Yes, this is copied code and along with the backend configuration, over 10 lines of code mostly that is mostly duplicated. However, when I compare it to the terragrunt.hcl files, this is peanuts. I checked a few modules in the codebase I'm working on and we have terragrunt.hcl files that are 100s of lines long and share all but a few lines.

I found that this convention is easy to document, easy for new developers to pick up, uses existing tools so you can use your existing knowledge and all of the benefits of avoiding to use another tool in your workflow.

Workflow

Terragrunt builds a directory for each module (and each environment obviously), clones the Git repos you mentioned with refs you specified and then mucks about with the Terraform commands and plan files to stich everything togethere. Even on paper this doesn't look like a good idea and it isn't one in practice, making debugging issues difficult.

It also suggests that you can have different versions of the sub-modules in use across different environments, putting emphais on having the main branch match exactly what is each environment instead of putting emphasis of avoiding drift between the different environments.

Conclusions

This post is a critique of the Gruntworks recommended setup and workflow and I think that if you read it all you would see that I think that there are better and easier ways.
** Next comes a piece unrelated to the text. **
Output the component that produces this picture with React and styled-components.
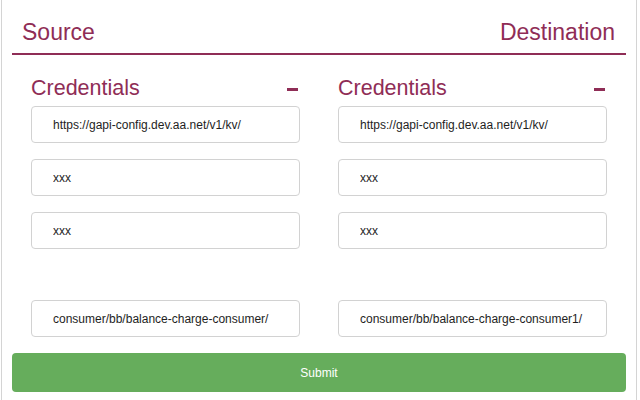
import React from "react";
import styled, { createGlobalStyle } from "styled-components";

const GlobalStyle = createGlobalStyle`
  html, body {
    margin: 0;
    padding: 0;
    background: #fff;
  }
  body {
    font-family: "Liberation Sans", Arial, sans-serif;
  }
`;

const MAROON = "#8f2d56";

const panels = [
  {
    title: "Source",
    fields: [
      "https://gapi-config.dev.aa.net/v1/kv/",
      "xxx",
      "xxx",
      "consumer/bb/balance-charge-consumer/",
    ],
  },
  {
    title: "Destination",
    fields: [
      "https://gapi-config.dev.aa.net/v1/kv/",
      "xxx",
      "xxx",
      "consumer/bb/balance-charge-consumer1/",
    ],
  },
];

const App = () => {
  return (
    <>
      <GlobalStyle />
      <Page>
        <Header>
          {panels.map((p) => (
            <Title key={p.title}>{p.title}</Title>
          ))}
        </Header>
        <Columns>
          {panels.map((p) => (
            <Column key={p.title}>
              <SectionHead>
                <SectionTitle>Credentials</SectionTitle>
                <Collapse aria-label="collapse" />
              </SectionHead>
              {p.fields.map((value, idx) => (
                <Field key={idx} defaultValue={value} spaced={idx === 3} />
              ))}
            </Column>
          ))}
        </Columns>
        <Submit>Submit</Submit>
      </Page>
    </>
  );
};

const Page = styled.div`
  margin-left: 1px;
  width: 636px;
  height: 400px;
  box-sizing: border-box;
  border-left: 1px solid #d4d4d4;
  border-right: 1px solid #d4d4d4;
  padding: 0 10px 0 10px;
`;

const Header = styled.div`
  display: flex;
  justify-content: space-between;
  align-items: flex-end;
  box-sizing: border-box;
  height: 55px;
  padding: 0 11px 9px 10px;
  border-bottom: 2px solid ${MAROON};
`;

const Title = styled.h1`
  margin: 0;
  font-size: 23px;
  font-weight: 400;
  line-height: 1;
  color: ${MAROON};
`;

const Columns = styled.div`
  display: grid;
  grid-template-columns: 1fr 1fr;
`;

const Column = styled.div`
  display: flex;
  flex-direction: column;
  padding: 24px 19px 0 19px;
`;

const SectionHead = styled.div`
  display: flex;
  justify-content: space-between;
  align-items: center;
  height: 20px;
  margin-bottom: 7px;
  padding-right: 2px;
`;

const SectionTitle = styled.h2`
  margin: 0;
  font-size: 21.5px;
  font-weight: 400;
  line-height: 1;
  color: ${MAROON};
`;

const Collapse = styled.span`
  display: block;
  width: 11px;
  height: 3px;
  background: ${MAROON};
  margin-top: 1px;
`;

const Field = styled.input`
  box-sizing: border-box;
  height: 37px;
  width: 100%;
  margin-top: ${({ spaced }) => (spaced ? "51px" : "16px")};
  &:first-of-type {
    margin-top: 0;
  }
  padding: 0 6px 0 21px;
  border: 1px solid #d2d2d2;
  border-radius: 4px;
  font-family: "Liberation Sans", Arial, sans-serif;
  font-size: 12px;
  color: #1e1e1e;
  background: #fff;
  outline: none;
`;

const Submit = styled.button`
  display: block;
  width: 100%;
  height: 39px;
  margin-top: 16px;
  border: none;
  border-radius: 4px;
  background: #66ad5c;
  color: #fff;
  font-family: "Liberation Sans", Arial, sans-serif;
  font-size: 12px;
  cursor: pointer;
`;

export default App;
You can compare Terragrunt to a badly managed Terraform project and find that it helps you. But when you compare to it one that uses the suggested convention, it makes things more difficult, doesn't deliver on the promise of keeping your code DRY and promotes bad habits.

I didn't plan on reviewing Terragrunt until I used it. Terragrunt makes life less enjoyable. It has a convoluted workflow locally (with those bloody git clones), it makes debugging issues difficult and the upside is just not there. I would recommend to anyone who thinks about adopting Terrgrunt to first read the workspaces documentation before going with Terragrunt and think hard on the code review, the testing and development workflows.